Sa prise de fonction intervient à un moment crucial pour le Canada confronté à des pages sombres de son passé et sa politique d'assimilation. Des dizaines de milliers d'enfants amérindiens, métis et inuits ont été enrôlés de force dans des pensionnats pour autochtones de la fin du 19e siècle aux années 1990, écartés de leurs familles et de leur culture. Des milliers n'en sont jamais revenus.
Evoquant cette réconciliation avec les peuples autochtones, Justin Trudeau a dit avoir "hâte de travailler" avec Mme Simon "pour bâtir un pays meilleur pour tout le monde". "Nous avons besoin de gens comme Mary Simon, parce que nous avons besoin de gens qui construisent des ponts et nous rassemblent", a-t-il ajouté.
Née en 1947, cette Inuite originaire du Nunavik (nord du Québec), qui a été ambassadrice canadienne aux Affaires circumpolaires, puis au Danemark, a toute sa vie défendu les droits et la culture de son peuple. S'exprimant en anglais, en inuktitut et un peu en français, l'ancienne militante pour les droits des autochtones a rappelé qu'elle avait appris à vivre entre "deux mondes".
Souvent attaquée depuis sa nomination sur sa non maîtrise du français, l'une des deux langues officielles du pays, elle s'est une nouvelle fois engagée à l'apprendre.
«La première, pas la dernière»
La nouvelle gouverneure générale, qui a fait de la défense de l'Arctique l'un de ses chevaux de bataille, a également évoqué la crise climatique. "Le Canada subit les conséquences disproportionnées des changements climatiques parce que l'Arctique se réchauffe plus rapidement que presque partout ailleurs sur la planète", a expliqué celle qui est la cinquième femme à représenter officiellement Elizabeth II, la cheffe d'Etat du Canada.

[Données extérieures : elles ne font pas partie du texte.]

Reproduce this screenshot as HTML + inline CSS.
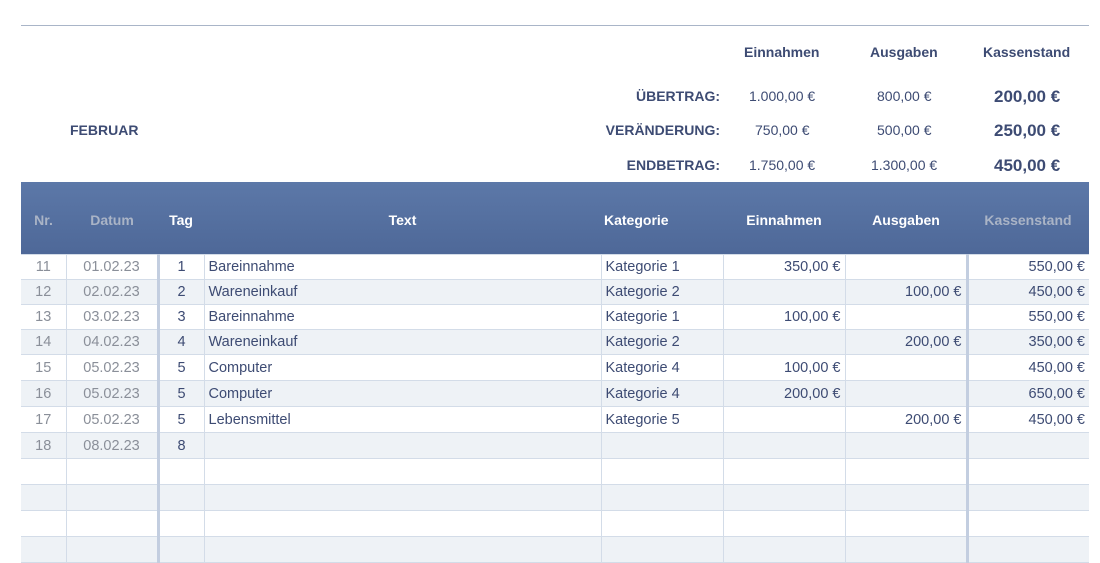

Sa nomination est un geste très politique puisqu'elle a surtout des fonctions protocolaires: elle est commandante en chef des forces armées, promulgue officiellement les lois et convoque ou dissout le Parlement. "C'est la première mais pas la dernière", veut croire Zincia Francis, habitante de Toronto de passage dans la capitale canadienne lundi. Jordan Glazer, étudiant de 22 ans, estime lui que "c'est un jour historique et une très grande victoire pour le Canada dans son entier".
Pour Thierry Rodon, professeur de sciences politiques à l'université Laval à Québec, "c'est un pas de plus vers une réconciliation symbolique". Mais "la gouverneure générale n'a aucun pouvoir sur les politiques publiques donc cela ne changera rien à la question de l'accès à l'eau potable, la décolonisation de la relation établie par la loi sur les Indiens, la primauté du développement économique sur les droits autochtones..."
Jeudi, Mary Simon s'est entretenue avec la reine Elizabeth II par vidéoconférence. Elle est nommée pour cinq ans et succède à Julie Payette, qui a démissionné en janvier après des accusations de harcèlement au sein de son bureau.